UNLV had given up 47 points in losing by 22 to Kansas the previous week and Wisconsin running back Anthony Davis (who led the nation in rushing the previous year) had rushed for 414 yards in the Badgers’ initial two games. But the Heisman hopeful Davis left with an ankle injury in the first half after only rushing twice for 11 yards, and the Rebel defense limited Wisconsin star receiver Lee Evans to two catches for 58 yards.
It was No. 14 Wisconsin’s first loss at home since 1959 when being ranked in the top 15.
“We, of course, were big underdogs and they were expected to be very good,” Robinson said. “But they didn’t play like that. They kept fumbling and we played a very aggressive game.”
In addition to forcing five turnovers, the UNLV defensive line was unstoppable all afternoon in recording eight sacks. Safety Jamaal Brimmer had one of the best single games in program history, returning a fumble 55 yards for a touchdown, grabbing two interceptions and breaking into the backfield for two sacks.
Wisconsin only trailed 16-5 at halftime, but Brimmer intercepted a Jim Sorgi pass early in the third quarter and returned it to the Wisconsin 24-yard line. UNLV scored a few plays later for an 18-point advantage.
As the day grew longer and Wisconsin mistakes continued to mount, the mood at Camp Randall went from traditionally festive to somber. It was Wisconsin’s first loss of the season, meaning the dream of a national championship was over.
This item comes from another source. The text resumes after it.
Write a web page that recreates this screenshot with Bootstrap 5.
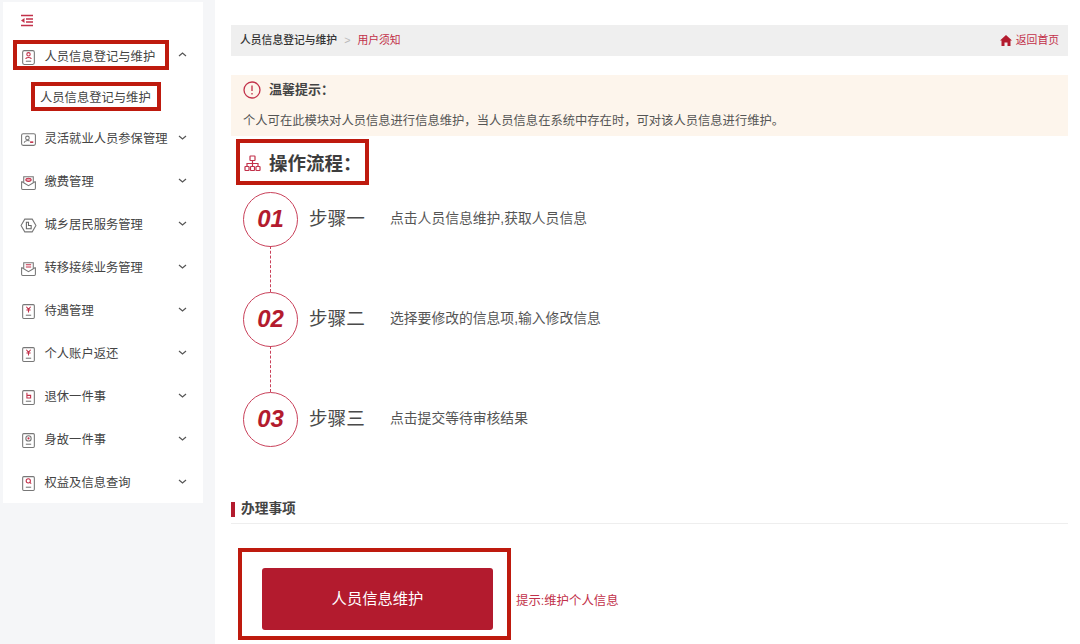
<!DOCTYPE html>
<html lang="zh-CN">
<head>
    <meta charset="UTF-8">
    <meta name="viewport" content="width=device-width, initial-scale=1.0">
    <title>用户须知</title>
    <link href="https://cdn.jsdelivr.net/npm/bootstrap@5.3.0/dist/css/bootstrap.min.css" rel="stylesheet">
    <style>
        html, body { height: 644px; overflow: hidden; }
        body {
            font-family: "Liberation Sans", "Noto Sans CJK SC", sans-serif;
            background: #fff;
            color: #444;
        }
        .page-wrap { height: 644px; }
        .side-col { width: 215px; flex: none; background: #f5f6f8; padding: 2px 12px 0 3px; }
        .side-panel { background: #fff; height: 501px; }
        .side-top { height: 34px; padding: 10px 0 0 17px; line-height: 1; }
        .menu-row { height: 43px; display: flex; align-items: center; padding-left: 17px; font-size: 12.3px; color: #444; position: relative; }
        .menu-row svg.mi { width: 17px; height: 17px; margin-right: 7.5px; flex: none; }
        .menu-row svg.chev { position: absolute; left: 175px; top: 16px; width: 9px; height: 7px; }
        .first-row { height: 42px; }
        .first-row svg.chev { top: 15px; }
        .sub-row { height: 40px; padding-left: 37px; font-size: 12.3px; color: #444; }
        .mark-box { border: 4px solid #be1a0e; position: absolute; pointer-events: none; }
        .mark-menu { left: 10px; top: 4px; width: 156px; height: 30px; }
        .mark-sub { left: 28px; top: 4px; width: 130px; height: 29px; }
        .main-col { flex: 1; padding: 25px 12px 0 16px; }
        .crumb-bar { height: 31px; background: #efefef; padding: 0 9px; font-size: 10.8px; }
        .crumb-bar b { color: #333; font-weight: 500; }
        .crumb-sep { color: #b9b9b9; margin: 0 7px; }
        .crumb-red, .home-link { color: #c2314a; }
        .tip-box { margin-top: 19px; height: 61px; background: #fdf5ec; padding: 6px 12px; position: relative; }
        .tip-title { font-size: 13px; font-weight: 700; color: #444; height: 18px; }
        .tip-text { font-size: 12.3px; color: #555; margin-top: 14px; line-height: 17px; white-space: nowrap; }
        .flow-head { height: 49px; position: relative; padding: 6px 0 0 13px; font-size: 18.5px; font-weight: 700; color: #3d3d3d; }
        .flow-mark { left: 5px; top: 3px; width: 133px; height: 46px; }
        .step-wrap { padding-left: 12px; margin-top: 7px; }
        .step-row { height: 54px; }
        .step-no {
            width: 55px; height: 55px; flex: none; border: 1px solid #c9415a; border-radius: 50%;
            color: #b31b2e; font-size: 24px; font-weight: 700; font-style: italic;
        }
        .step-name { font-size: 18.6px; color: #4a4a4a; margin-left: 11px; width: 81px; }
        .step-desc { font-size: 13.8px; color: #555; }
        .step-line { height: 46px; width: 0; margin-left: 27px; border-left: 1.5px dashed #c9415a; }
        .sec-head { margin-top: 47px; height: 31px; border-bottom: 1px solid #eee; font-size: 13.7px; font-weight: 700; color: #444; padding-top: 2px; }
        .sec-bar { width: 4px; height: 15px; background: #b31b2e; margin-right: 6px; }
        .act-row { margin-top: 24px; padding-left: 7px; }
        .act-box { width: 273px; height: 92px; border: 4px solid #be1a0e; padding: 16px 0 0 20px; }
        .act-btn { width: 231px; height: 62px; background: #b31b2e; color: #fff; border: 0; border-radius: 3px; font-size: 15.3px; padding: 0; }
        .act-hint { font-size: 12.4px; color: #c2314a; margin-left: 5px; margin-top: 14px; }
    </style>
</head>
<body>
<div class="d-flex page-wrap">
    <!-- 左侧菜单 -->
    <div class="side-col">
        <div class="side-panel">
            <div class="side-top">
                <svg width="14" height="13" viewBox="0 0 14 13" fill="none" stroke="#c2314a" stroke-width="1.300"><path d="M1 1.500h12M6 5h7M6 8h7M1 11.500h12"/><path d="M4.500 4v5L1 6.500z" fill="#c2314a" stroke="none"/></svg>
            </div>
            <div class="menu-row first-row">
                <div class="mark-box mark-menu"></div>
                <svg class="mi" viewBox="0 0 16 16" fill="none" stroke="#777"><rect x="2.500" y="1.500" width="11" height="13" rx="1.500"/><circle cx="8" cy="5" r="1.600" stroke="#c2314a"/><path d="M5.500 9.500c0-2 5-2 5 0" stroke="#c2314a"/><path d="M5.500 11.500h5"/></svg>
                <span>人员信息登记与维护</span>
                <svg class="chev" viewBox="0 0 9 7" fill="none" stroke="#555" stroke-width="1.200"><path d="M1 5l3.500-3L8 5"/></svg>
            </div>
            <div class="menu-row sub-row"><div class="mark-box mark-sub"></div><span>人员信息登记与维护</span></div>
            <div class="menu-row">
                <svg class="mi" viewBox="0 0 16 16" fill="none" stroke="#777"><rect x="1.500" y="2.500" width="13" height="11" rx="1.500"/><circle cx="7" cy="6.500" r="1.700"/><path d="M4 11c0-2 4-2.500 5-1.500"/><path d="M9.500 10.500h3" stroke="#c2314a" stroke-width="1.500"/></svg>
                <span>灵活就业人员参保管理</span>
                <svg class="chev" viewBox="0 0 9 7" fill="none" stroke="#555" stroke-width="1.200"><path d="M1 2l3.500 3L8 2"/></svg>
            </div>
            <div class="menu-row">
                <svg class="mi" viewBox="0 0 16 16" fill="none" stroke="#777"><path d="M1.500 7v6.500a1 1 0 0 0 1 1h11a1 1 0 0 0 1-1V7"/><path d="M3.500 8V2.500h9V8"/><path d="M1.500 7l6.500 4 6.500-4"/><ellipse cx="8" cy="5.500" rx="2.500" ry="1.500" stroke="#c2314a" fill="#e9a3b0"/></svg>
                <span>缴费管理</span>
                <svg class="chev" viewBox="0 0 9 7" fill="none" stroke="#555" stroke-width="1.200"><path d="M1 2l3.500 3L8 2"/></svg>
            </div>
            <div class="menu-row">
                <svg class="mi" viewBox="0 0 16 16" fill="none" stroke="#777"><path d="M4.500 2h7L15 8l-3.500 6h-7L1 8z"/><path d="M6 5v6h4.500V8H8V5z" stroke="#666"/></svg>
                <span>城乡居民服务管理</span>
                <svg class="chev" viewBox="0 0 9 7" fill="none" stroke="#555" stroke-width="1.200"><path d="M1 2l3.500 3L8 2"/></svg>
            </div>
            <div class="menu-row">
                <svg class="mi" viewBox="0 0 16 16" fill="none" stroke="#777"><path d="M1.500 7v6.500a1 1 0 0 0 1 1h11a1 1 0 0 0 1-1V7"/><path d="M3.500 8V2.500h9V8"/><path d="M1.500 7l6.500 4 6.500-4"/><path d="M5.500 4.500h5M5.500 6.500h5" stroke="#c2314a"/></svg>
                <span>转移接续业务管理</span>
                <svg class="chev" viewBox="0 0 9 7" fill="none" stroke="#555" stroke-width="1.200"><path d="M1 2l3.500 3L8 2"/></svg>
            </div>
            <div class="menu-row">
                <svg class="mi" viewBox="0 0 16 16" fill="none" stroke="#777"><rect x="2.500" y="1.500" width="11" height="13" rx="1"/><path d="M6 3.500l2 2.500 2-2.500M6 6.500h4M8 6v3" stroke="#c2314a"/><path d="M5.500 11.500h5"/></svg>
                <span>待遇管理</span>
                <svg class="chev" viewBox="0 0 9 7" fill="none" stroke="#555" stroke-width="1.200"><path d="M1 2l3.500 3L8 2"/></svg>
            </div>
            <div class="menu-row">
                <svg class="mi" viewBox="0 0 16 16" fill="none" stroke="#777"><rect x="2.500" y="1.500" width="11" height="13" rx="1"/><path d="M6 3.500l2 2.500 2-2.500M6 6.500h4M8 6v3" stroke="#c2314a"/><path d="M5.500 11.500h5"/></svg>
                <span>个人账户返还</span>
                <svg class="chev" viewBox="0 0 9 7" fill="none" stroke="#555" stroke-width="1.200"><path d="M1 2l3.500 3L8 2"/></svg>
            </div>
            <div class="menu-row">
                <svg class="mi" viewBox="0 0 16 16" fill="none" stroke="#777"><rect x="2.500" y="1.500" width="11" height="13" rx="1"/><path d="M6.500 3.500v5h3.500V6H6.500" stroke="#c2314a"/><path d="M5.500 11.500h5"/></svg>
                <span>退休一件事</span>
                <svg class="chev" viewBox="0 0 9 7" fill="none" stroke="#555" stroke-width="1.200"><path d="M1 2l3.500 3L8 2"/></svg>
            </div>
            <div class="menu-row">
                <svg class="mi" viewBox="0 0 16 16" fill="none" stroke="#777"><rect x="2.500" y="1.500" width="11" height="13" rx="1"/><circle cx="8" cy="6" r="2.500"/><circle cx="8" cy="6" r="1" fill="#c2314a" stroke="none"/><path d="M5.500 11.500h5"/></svg>
                <span>身故一件事</span>
                <svg class="chev" viewBox="0 0 9 7" fill="none" stroke="#555" stroke-width="1.200"><path d="M1 2l3.500 3L8 2"/></svg>
            </div>
            <div class="menu-row">
                <svg class="mi" viewBox="0 0 16 16" fill="none" stroke="#777"><rect x="2.500" y="1.500" width="11" height="13" rx="1"/><circle cx="7.800" cy="5.500" r="2" stroke="#c2314a"/><path d="M9.300 7l1.200 1.200" stroke="#c2314a"/><path d="M5.500 11.500h5"/></svg>
                <span>权益及信息查询</span>
                <svg class="chev" viewBox="0 0 9 7" fill="none" stroke="#555" stroke-width="1.200"><path d="M1 2l3.500 3L8 2"/></svg>
            </div>
        </div>
    </div>

    <!-- 主体内容 -->
    <div class="main-col">
        <div class="crumb-bar d-flex align-items-center justify-content-between">
            <div><b>人员信息登记与维护</b><span class="crumb-sep">&gt;</span><span class="crumb-red">用户须知</span></div>
            <div class="home-link d-flex align-items-center">
                <svg class="me-1" width="12" height="11" viewBox="0 0 12 11" fill="#b31b2e"><path d="M6 0L0 5.500h1.500V11h3V7.500h3V11h3V5.500H12z"/></svg>
                <span>返回首页</span>
            </div>
        </div>

        <div class="tip-box">
            <div class="tip-title d-flex align-items-center">
                <svg class="me-2" width="18" height="18" viewBox="0 0 18 18" fill="none" stroke="#c2314a" stroke-width="1.300"><circle cx="9" cy="9" r="8"/><path d="M9 4.500v5.500M9 12v1.500"/></svg>
                <span>温馨提示：</span>
            </div>
            <div class="tip-text">个人可在此模块对人员信息进行信息维护，当人员信息在系统中存在时，可对该人员信息进行维护。</div>
        </div>

        <div class="flow-head d-flex align-items-center">
            <div class="mark-box flow-mark"></div>
            <svg class="me-2" width="17" height="17" viewBox="0 0 17 17" fill="none" stroke="#c2314a" stroke-width="1.200"><rect x="6" y="1" width="5" height="4.500" rx=".5"/><rect x="1" y="11.500" width="4" height="4" rx=".5"/><rect x="6.500" y="11.500" width="4" height="4" rx=".5"/><rect x="12" y="11.500" width="4" height="4" rx=".5"/><path d="M8.500 5.500v6M3 11.500V8.500h11v3"/></svg>
            <span>操作流程：</span>
        </div>

        <div class="step-wrap">
            <div class="step-row d-flex align-items-center">
                <div class="step-no d-flex align-items-center justify-content-center">01</div>
                <div class="step-name">步骤一</div>
                <div class="step-desc">点击人员信息维护,获取人员信息</div>
            </div>
            <div class="step-line"></div>
            <div class="step-row d-flex align-items-center">
                <div class="step-no d-flex align-items-center justify-content-center">02</div>
                <div class="step-name">步骤二</div>
                <div class="step-desc">选择要修改的信息项,输入修改信息</div>
            </div>
            <div class="step-line"></div>
            <div class="step-row d-flex align-items-center">
                <div class="step-no d-flex align-items-center justify-content-center">03</div>
                <div class="step-name">步骤三</div>
                <div class="step-desc">点击提交等待审核结果</div>
            </div>
        </div>

        <div class="sec-head d-flex align-items-center">
            <span class="sec-bar"></span>
            <span>办理事项</span>
        </div>

        <div class="act-row d-flex align-items-center">
            <div class="act-box"><button type="button" class="act-btn">人员信息维护</button></div>
            <div class="act-hint">提示:维护个人信息</div>
        </div>
    </div>
</div>
<script src="https://cdn.jsdelivr.net/npm/bootstrap@5.3.0/dist/js/bootstrap.bundle.min.js"></script>
</body>
</html>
And ended by UNLV, of all teams.
“Coach Robinson told us that once it starts getting crazy and loud to just pretend they were cheering for us because we had the same colors,” Bell said.
Midway through the fourth quarter, and with the outcome virtually certain, Wisconsin fans started exiting the stadium.
“It’s a real sick feeling seeing your fans walk out with eight, nine minutes left,” Wisconsin safety Jim Leonhard said at the time. “But I probably would have, too.”
In the first quarter, Wisconsin fumbled on the UNLV 6-yard line when it was driving to score. The rest of the day didn’t go much better for the Badgers as they were limited to 187 total yards and failed to score a touchdown at home for the first time since 1995. It was perfect storm of sorts to give UNLV the unthinkable win.
The current UNLV team will need a similar fate to duplicate the upset. Wisconsin, widely considered the Big Ten’s best team, views UNLV as a warm-up of sorts for what could be a memorable season.
Just don’t ask Bell, whose younger brother, B.J. Bell, is a senior defensive lineman on this year’s Rebel team, to buy into the hype. He’s telling his brother to believe that anything is possible — just like in 2003. UNLV’s victory was the last time Wisconsin has dropped a nonleague game at Camp Randall, a streak of 28 straight wins.
Oh, the possibilities.
“We took over the stadium that day,” Zach Bell said. “If we would have played that game 100 times, we would have won every one of them.”